#### Supplied information ####
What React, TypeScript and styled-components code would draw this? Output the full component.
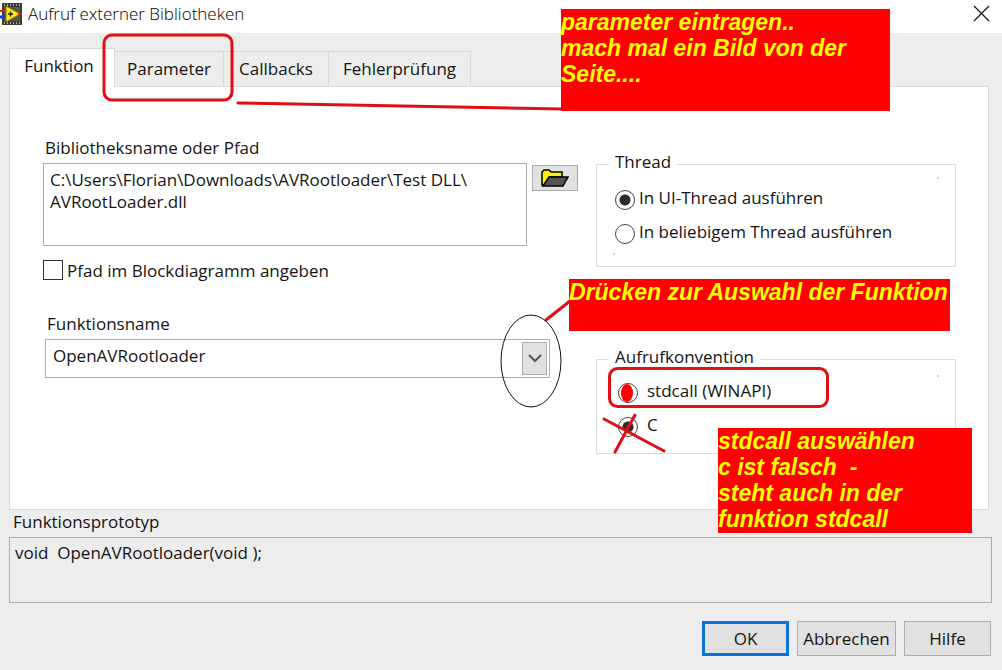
import React from 'react';
import styled, { createGlobalStyle } from 'styled-components';

const Global = createGlobalStyle`
  *, *::before, *::after { box-sizing: border-box; }
  body { margin: 0; background: #ededed; }
  body, button, input, select, textarea {
    font-family: 'Open Sans', 'Noto Sans', sans-serif;
    font-size: 17px;
    line-height: 22px;
    color: #141414;
  }
`;

const Dialog = styled.main`
  position: relative;
  min-height: 100vh;
  background: #ededed;
`;

const TitleBar = styled.header`
  display: flex;
  align-items: center;
  gap: 6px;
  height: 33px;
  padding: 0 12px 6px 0;
  background: #fff;
`;

const Title = styled.h1`
  flex: 1;
  margin: 0;
  font-size: 17px;
  font-weight: 300;
  color: #000;
`;

const CloseButton = styled.button`
  display: flex;
  padding: 0;
  border: 0;
  background: none;
`;

const Body = styled.div`
  padding: 15px 10px 0 9px;
`;

const TabList = styled.div`
  display: flex;
  align-items: flex-end;
  height: 38px;
`;

const Tab = styled.button<{ $active?: boolean; $width: number }>`
  position: relative;
  width: ${p => p.$width}px;
  height: ${p => (p.$active ? 39 : 35)}px;
  margin-bottom: ${p => (p.$active ? -1 : 0)}px;
  padding: ${p => (p.$active ? '0 6px 4px 0' : '0')};
  border: 1px solid #d9d9d9;
  border-bottom: 0;
  border-left-width: ${p => (p.$active ? 1 : 0)}px;
  background: ${p => (p.$active ? '#fff' : '#ededed')};
  white-space: nowrap;
  z-index: ${p => (p.$active ? 1 : 0)};
`;

const Panel = styled.section`
  display: grid;
  grid-template-columns: 543px minmax(0, 360px);
  column-gap: 10px;
  min-height: 424px;
  margin-right: 3px;
  padding: 49px 32px 54px 33px;
  border: 1px solid #d9d9d9;
  background: #fff;
`;

const LeftColumn = styled.div`
  display: flex;
  flex-direction: column;
`;

const RightColumn = styled.div`
  display: flex;
  flex-direction: column;
  gap: 79px;
  padding-top: 15px;
`;

const Label = styled.label`
  display: block;
  padding: 1px 2px;
  margin-bottom: 3px;
`;

const PathRow = styled.div`
  display: flex;
  align-items: flex-start;
  gap: 5px;
`;

const PathBox = styled.textarea`
  display: block;
  width: 484px;
  height: 83px;
  padding: 5px 6px;
  border: 1px solid #acacac;
  border-radius: 0;
  background: #fff;
  resize: none;
  overflow: hidden;
  outline: none;
`;

const BrowseButton = styled.button`
  display: flex;
  align-items: center;
  justify-content: center;
  width: 46px;
  height: 26px;
  margin-top: 2px;
  padding: 0;
  border: 1px solid #acacac;
  background: #e1e1e1;
`;

const CheckRow = styled.label`
  display: flex;
  align-items: center;
  gap: 4px;
  height: 24px;
  margin-top: 13px;
`;

const CheckBox = styled.input`
  appearance: none;
  width: 20px;
  height: 20px;
  margin: 0 0 2px;
  border: 1px solid #333;
  background: #fff;
`;

const FunctionField = styled.div`
  margin: 29px 0 0 2px;
`;

const SelectFrame = styled.div`
  display: grid;
  width: 505px;
  height: 39px;
  align-items: center;
  border: 1px solid #acacac;

  & > * { grid-area: 1 / 1; }
`;

const Select = styled.select`
  appearance: none;
  width: 100%;
  height: 37px;
  padding: 0 32px 6px 7px;
  border: 0;
  background: #fff;
  outline: none;
`;

const Arrow = styled.span`
  display: flex;
  align-items: center;
  justify-content: center;
  justify-self: end;
  width: 25px;
  height: 33px;
  margin-right: 2px;
  border: 1px solid #acacac;
  background: #e1e1e1;
  pointer-events: none;
`;

const Group = styled.fieldset<{ $height: number; $inset: number; $top: number }>`
  min-width: 0;
  height: ${p => p.$height}px;
  margin: 0;
  padding: ${p => p.$top}px 0 0 ${p => p.$inset}px;
  border: 1px solid #dcdcdc;

  legend {
    margin-left: ${p => 12 - p.$inset}px;
    padding: 0 6px 4px;
  }
`;

const RadioRow = styled.label<{ $gap: number }>`
  display: flex;
  align-items: center;
  gap: ${p => p.$gap}px;
  height: 24px;
  margin-bottom: 10px;
`;

const Radio = styled.input`
  appearance: none;
  width: 20px;
  height: 20px;
  margin: 3px 0 0;
  border: 1px solid #444;
  border-radius: 50%;
  background: #fff;

  &:checked { background: radial-gradient(circle, #2c2c2c 5px, #fff 6px); }
`;

const Prototype = styled.div`
  label { margin-bottom: 3px; padding: 1px 4px; }
`;

const PrototypeBox = styled.textarea`
  display: block;
  width: 100%;
  height: 66px;
  padding: 4px 5px;
  border: 1px solid #acacac;
  border-radius: 0;
  background: #ededed;
  resize: none;
  outline: none;
`;

const Footer = styled.footer`
  display: flex;
  justify-content: flex-end;
  gap: 8px;
  padding: 18px 1px 14px 0;
`;

const PushButton = styled.button<{ $primary?: boolean; $width: number }>`
  width: ${p => p.$width}px;
  height: 35px;
  padding: 0;
  border: ${p => (p.$primary ? '3px solid #0a74d6' : '1px solid #acacac')};
  background: #e1e1e1;
  white-space: nowrap;
`;

const Ink = styled.svg`
  position: absolute;
  top: 0;
  left: 0;
  z-index: 2;
  pointer-events: none;
`;

const Note = styled.p<{ $x: number; $y: number; $w: number; $h: number }>`
  position: absolute;
  left: ${p => p.$x}px;
  top: ${p => p.$y}px;
  z-index: 3;
  width: ${p => p.$w}px;
  height: ${p => p.$h}px;
  margin: 0;
  background: #f00;
  color: #ff0;
  font: italic bold 23px/26px 'Liberation Sans', Arial, sans-serif;
  white-space: pre;
`;

const AppIcon = () => (
  <svg width="22" height="22" viewBox="0 0 22 22" aria-hidden="true">
    <rect x="2" y="0" width="20" height="22" fill="#3b3d36" />
    <path d="M4 2h17M4 20h17" stroke="#a5a79b" strokeWidth="2" strokeDasharray="1 2" />
    <rect x="4" y="4" width="16" height="14" fill="#55584a" />
    <path d="M6 3v16l14-8z" fill="#ffe81a" stroke="#8a7a00" />
    <path d="M8 11h5M10.500 8.500v5" stroke="#222" strokeWidth="1.500" />
    <path d="M0 8h6" stroke="#e02020" strokeWidth="2" />
    <path d="M0 14h5" stroke="#2038d0" strokeWidth="3" />
    <path d="M18 11h4" stroke="#e02020" strokeWidth="2" />
  </svg>
);

const FolderIcon = () => (
  <svg width="28" height="18" viewBox="0 0 28 18" aria-hidden="true">
    <path d="M1 16V3l2-2h5l2 2h11v5H9l-6 8z" fill="#fff200" stroke="#000" strokeWidth="1.500" />
    <path d="M2 17L8 8h19l-5 9z" fill="#555" stroke="#000" strokeWidth="1.500" />
  </svg>
);

export default function App() {
  return (
    <Dialog>
      <Global />
      <TitleBar>
        <AppIcon />
        <Title>Aufruf externer Bibliotheken</Title>
        <CloseButton aria-label="Schließen">
          <svg width="17" height="17" viewBox="0 0 17 17">
            <path d="M1 1l15 15M16 1L1 16" stroke="#111" strokeWidth="1.200" />
          </svg>
        </CloseButton>
      </TitleBar>

      <Body>
        <TabList role="tablist">
          <Tab role="tab" aria-selected="true" $active $width={106}>Funktion</Tab>
          <Tab role="tab" $width={109}>Parameter</Tab>
          <Tab role="tab" $width={105}>Callbacks</Tab>
          <Tab role="tab" $width={142}>Fehlerprüfung</Tab>
        </TabList>

        <Panel role="tabpanel">
          <LeftColumn>
            <Label htmlFor="path">Bibliotheksname oder Pfad</Label>
            <PathRow>
              <PathBox
                id="path"
                spellCheck={false}
                defaultValue={'C:\\Users\\Florian\\Downloads\\AVRootloader\\Test DLL\\\nAVRootLoader.dll'}
              />
              <BrowseButton aria-label="Durchsuchen"><FolderIcon /></BrowseButton>
            </PathRow>
            <CheckRow>
              <CheckBox type="checkbox" />
              Pfad im Blockdiagramm angeben
            </CheckRow>
            <FunctionField>
              <Label htmlFor="fn">Funktionsname</Label>
              <SelectFrame>
                <Select id="fn" defaultValue="OpenAVRootloader">
                  <option>OpenAVRootloader</option>
                </Select>
                <Arrow>
                  <svg width="14" height="9" viewBox="0 0 14 9" aria-hidden="true">
                    <path d="M1 1l6 6 6-6" fill="none" stroke="#555" strokeWidth="2" />
                  </svg>
                </Arrow>
              </SelectFrame>
            </FunctionField>
          </LeftColumn>

          <RightColumn>
            <Group $height={116} $inset={18} $top={9}>
              <legend>Thread</legend>
              <RadioRow $gap={4}>
                <Radio type="radio" name="thread" defaultChecked />
                In UI-Thread ausführen
              </RadioRow>
              <RadioRow $gap={4}>
                <Radio type="radio" name="thread" />
                In beliebigem Thread ausführen
              </RadioRow>
            </Group>
            <Group $height={108} $inset={21} $top={7}>
              <legend>Aufrufkonvention</legend>
              <RadioRow $gap={9}>
                <Radio type="radio" name="convention" />
                stdcall (WINAPI)
              </RadioRow>
              <RadioRow $gap={9}>
                <Radio type="radio" name="convention" defaultChecked />
                C
              </RadioRow>
            </Group>
          </RightColumn>
        </Panel>

        <Prototype>
          <Label htmlFor="prototype">Funktionsprototyp</Label>
          <PrototypeBox id="prototype" readOnly spellCheck={false} value="void  OpenAVRootloader(void );" />
        </Prototype>

        <Footer>
          <PushButton $primary $width={87}>OK</PushButton>
          <PushButton $width={99}>Abbrechen</PushButton>
          <PushButton $width={87}>Hilfe</PushButton>
        </Footer>
      </Body>

      <Ink width="1002" height="670" viewBox="0 0 1002 670" aria-hidden="true">
        <g fill="none" stroke="#df0f14" strokeWidth="3" strokeLinecap="round">
          <rect x="104" y="35" width="128" height="65" rx="8" />
          <path d="M238 103L562 109" />
          <path d="M546 320L570 301" />
          <rect x="609.500" y="368.500" width="218" height="38" rx="8" />
          <path d="M604 419L664 451M635 415L615 452" />
        </g>
        <ellipse cx="627" cy="393" rx="6" ry="9" fill="#f00" />
        <ellipse cx="531" cy="361" rx="30" ry="46" fill="none" stroke="#111" />
        <path d="M937 178h2M613 254h2M937 376h2" stroke="#aaa" />
      </Ink>
      <Note $x={561} $y={9} $w={329} $h={102}>{'parameter eintragen..\nmach mal ein Bild von der\nSeite....'}</Note>
      <Note $x={569} $y={279} $w={381} $h={52}>Drücken zur Auswahl der Funktion</Note>
      <Note $x={718} $y={428} $w={254} $h={105}>{'stdcall auswählen\nc ist falsch  -\nsteht auch in der\nfunktion stdcall'}</Note>
    </Dialog>
  );
}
####
**Instructions for the task:**
Say how many lines in the listing above include "components". Give nothing but the number.

**Right answer:**
2